Supply, Demand, and the Only Graph You Actually Need
Your econ teacher is going to show you a lot of graphs. Supply curves, demand curves, production possibility frontiers, aggregate supply, aggregate demand, Lorenz curves, Phillips curves. Some of them are genuinely interesting. One of them is genuinely essential. It's the basic supply and demand graph -- the one with two lines crossing to form an X -- and it explains more about the real world, including your future career, than every other graph in the textbook combined.
Here's the version of supply and demand they won't emphasize in class: you are a product. Your skills and labor are the supply. The job market's need for those skills is the demand. The intersection of those two lines determines your earning potential. If you build skills that are both rare and in demand, you will earn more. If your skills are common, you will earn less. That's not cynicism. It's the same supply and demand logic your textbook teaches, applied to the most important market you'll ever participate in: the labor market.
Why This Exists
Supply and demand is the foundational model of economics. It's the first graph students learn and the one that professionals use most often to explain everything from gas prices to housing costs to why concert tickets cost what they do. The principle is simple enough to state in one sentence: when something is scarce and wanted, the price goes up; when it's abundant or unwanted, the price goes down. That's the core of it.
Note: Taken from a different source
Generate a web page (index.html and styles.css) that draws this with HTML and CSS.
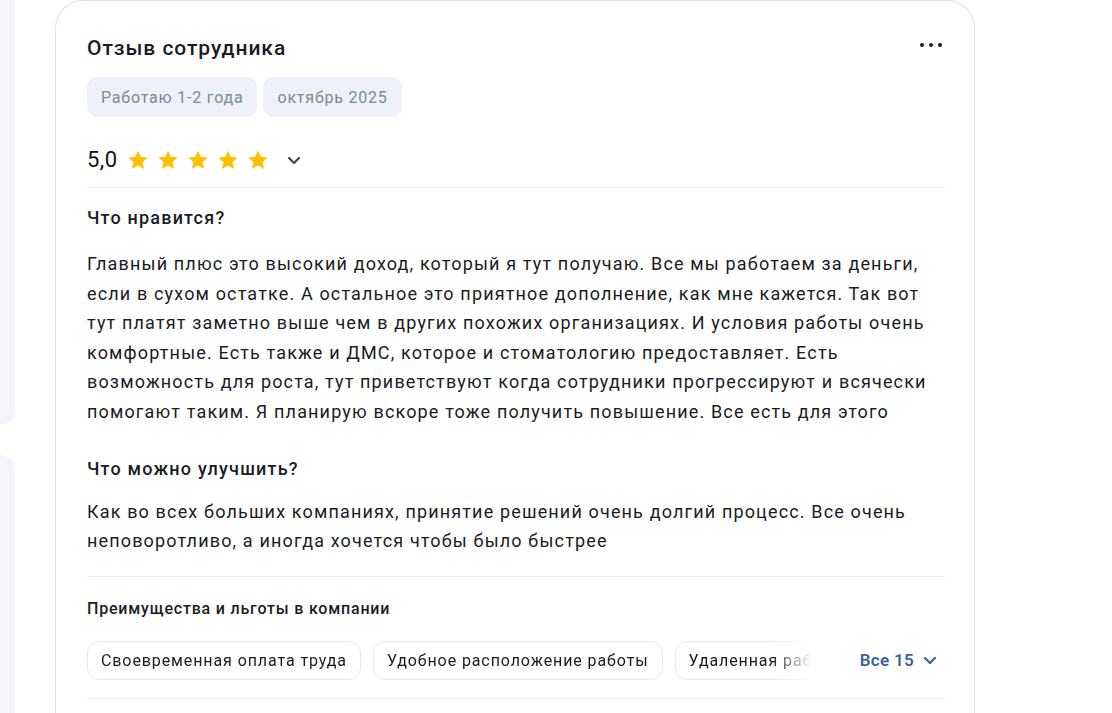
FILE: index.html
```html
<!DOCTYPE html>
<html lang="ru">
<head>
<meta charset="utf-8">
<link rel="stylesheet" href="styles.css">
</head>
<body>
<div class="page">
  <div class="side">
    <div class="side-panel p1"></div>
    <div class="side-panel p2"></div>
  </div>
  <div class="card">
    <div class="head">
      <h2 class="title">Отзыв сотрудника</h2>
      <div class="more"><span></span><span></span><span></span></div>
    </div>
    <div class="tags">
      <span class="tag">Работаю 1-2 года</span>
      <span class="tag">октябрь 2025</span>
    </div>
    <div class="rating">
      <span class="score">5,0</span>
      <div class="stars">
        <svg class="star" viewBox="0 0 24 24"><path d="M12 1.8l3.1 6.9 7.4.7-5.6 5 1.7 7.3L12 17.9l-6.6 3.8 1.7-7.3-5.6-5 7.4-.7z"/></svg>
        <svg class="star" viewBox="0 0 24 24"><path d="M12 1.8l3.1 6.9 7.4.7-5.6 5 1.7 7.3L12 17.9l-6.6 3.8 1.7-7.3-5.6-5 7.4-.7z"/></svg>
        <svg class="star" viewBox="0 0 24 24"><path d="M12 1.8l3.1 6.9 7.4.7-5.6 5 1.7 7.3L12 17.9l-6.6 3.8 1.7-7.3-5.6-5 7.4-.7z"/></svg>
        <svg class="star" viewBox="0 0 24 24"><path d="M12 1.8l3.1 6.9 7.4.7-5.6 5 1.7 7.3L12 17.9l-6.6 3.8 1.7-7.3-5.6-5 7.4-.7z"/></svg>
        <svg class="star" viewBox="0 0 24 24"><path d="M12 1.8l3.1 6.9 7.4.7-5.6 5 1.7 7.3L12 17.9l-6.6 3.8 1.7-7.3-5.6-5 7.4-.7z"/></svg>
      </div>
      <svg class="chev" viewBox="0 0 16 16"><path d="M3 6l5 5 5-5" fill="none" stroke="#3d3f45" stroke-width="2" stroke-linecap="round" stroke-linejoin="round"/></svg>
    </div>
    <div class="divider d1"></div>
    <h3 class="sub s1">Что нравится?</h3>
    <p class="text t1">Главный плюс это высокий доход, который я тут получаю. Все мы работаем за деньги, если в сухом остатке. А остальное это приятное дополнение, как мне кажется. Так вот тут платят заметно выше чем в других похожих организациях. И условия работы очень комфортные. Есть также и ДМС, которое и стоматологию предоставляет. Есть возможность для роста, тут приветствуют когда сотрудники прогрессируют и всячески помогают таким. Я планирую вскоре тоже получить повышение. Все есть для этого</p>
    <h3 class="sub s2">Что можно улучшить?</h3>
    <p class="text t2">Как во всех больших компаниях, принятие решений очень долгий процесс. Все очень неповоротливо, а иногда хочется чтобы было быстрее</p>
    <div class="divider d2"></div>
    <h4 class="perks-title">Преимущества и льготы в компании</h4>
    <div class="perks">
      <div class="chips">
        <span class="chip">Своевременная оплата труда</span>
        <span class="chip">Удобное расположение работы</span>
        <span class="chip">Удаленная работа</span>
      </div>
      <div class="all">Все 15
        <svg class="chev-blue" viewBox="0 0 16 16"><path d="M3 6l5 5 5-5" fill="none" stroke="#3a62a6" stroke-width="2.2" stroke-linecap="round" stroke-linejoin="round"/></svg>
      </div>
    </div>
    <div class="divider d3"></div>
  </div>
</div>
</body>
</html>
```

FILE: styles.css
```css
* { box-sizing: border-box; }
html, body { margin: 0; padding: 0; background: #ffffff; }
body {
  font-family: Roboto, "Noto Sans", "Liberation Sans", sans-serif;
  color: #1b1c1f;
  width: 1112px;
  height: 713px;
  overflow: hidden;
}
.page {
  display: flex;
  align-items: flex-start;
  height: 713px;
  overflow: hidden;
}
.side {
  width: 15px;
  flex: none;
  display: flex;
  flex-direction: column;
  gap: 30px;
  height: 713px;
}
.side-panel {
  background: #f4f5fa;
  width: 15px;
}
.p1 { height: 425px; border-radius: 0 0 15px 0; }
.p2 { flex: 1; border-radius: 0 15px 0 0; }
.card {
  margin-left: 40px;
  width: 920px;
  height: 713px;
  border: 1px solid #dde2ea;
  border-bottom: none;
  border-radius: 28px 28px 0 0;
  padding: 35px 29px 0 31px;
  flex: none;
  overflow: hidden;
}
.head {
  display: flex;
  align-items: center;
  justify-content: space-between;
  height: 24px;
}
.title {
  margin: 0;
  font-size: 21px;
  letter-spacing: 0.95px;
  line-height: 24px;
  font-weight: 500;
  color: #1b1c1f;
}
.more {
  display: flex;
  gap: 4.5px;
  padding-right: 3px;
  margin-top: -6px;
}
.more span {
  width: 4.5px;
  height: 4.5px;
  border-radius: 50%;
  background: #1b1c1f;
}
.tags {
  display: flex;
  gap: 6px;
  margin-top: 17px;
}
.tag {
  height: 40px;
  display: inline-flex;
  align-items: center;
  padding: 0 14px;
  background: #eef1f7;
  border-radius: 10px;
  color: #7b88a0;
  font-size: 16px;
  letter-spacing: 0.8px;
}
.rating {
  display: flex;
  align-items: center;
  height: 28px;
  margin-top: 29px;
}
.score {
  font-size: 22px;
  letter-spacing: 0.5px;
  line-height: 28px;
  font-weight: 400;
  color: #111;
}
.stars {
  display: flex;
  gap: 8px;
  margin-left: 9px;
}
.star {
  width: 22px;
  height: 22px;
  fill: #ffbf00;
}
.chev {
  width: 16px;
  height: 16px;
  margin-left: 17px;
}
.divider {
  height: 1px;
  background: #eef0f4;
}
.d1 { margin-top: 13px; }
.sub {
  margin: 0;
  font-size: 18px;
  letter-spacing: 1.2px;
  line-height: 24px;
  font-weight: 500;
}
.s1 { margin-top: 18px; }
.s2 { margin-top: 30px; }
.text {
  margin: 0;
  font-size: 18px;
  letter-spacing: 1.15px;
  line-height: 29.6px;
  color: #1b1c1f;
}
.t1 { margin-top: 19px; }
.t2 { margin-top: 16px; }
.d2 { margin-top: 20px; }
.perks-title {
  margin: 22px 0 0;
  font-size: 16px;
  letter-spacing: 0.8px;
  line-height: 20px;
  font-weight: 500;
}
.perks {
  display: flex;
  align-items: center;
  margin-top: 22px;
  height: 39px;
}
.chips {
  display: flex;
  gap: 12px;
  width: 725px;
  overflow: hidden;
  -webkit-mask-image: linear-gradient(to right, #000 685px, transparent 725px);
  mask-image: linear-gradient(to right, #000 685px, transparent 725px);
}
.chip {
  flex: none;
  height: 39px;
  display: inline-flex;
  align-items: center;
  padding: 0 13px;
  border: 1px solid #e6e9ef;
  border-radius: 12px;
  font-size: 16px;
  letter-spacing: 0.9px;
  color: #1b1c1f;
  white-space: nowrap;
}
.all {
  margin-left: auto;
  display: flex;
  align-items: center;
  gap: 8px;
  color: #3a62a6;
  font-size: 17px;
  letter-spacing: 0.3px;
  font-weight: 600;
  padding-right: 7px;
}
.chev-blue {
  width: 16px;
  height: 16px;
}
.d3 { margin-top: 18px; }
```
Everything else is detail.
Mankiw's Principles of Economics dedicates multiple chapters to supply and demand because the model is that central to the discipline (Mankiw, 2021). Tyler Cowen and Alex Tabarrok, in Modern Principles of Economics, call prices "signals wrapped in incentives" -- they don't just tell you what something costs, they tell you where resources are needed and motivate people to provide them (Cowen & Tabarrok, Modern Principles of Economics, Worth Publishers, 2021). When the price of lumber spikes after a hurricane, that's the market signaling that lumber is needed and incentivizing producers to ship more of it to the affected area. No central planner needs to direct the response. The price does the work.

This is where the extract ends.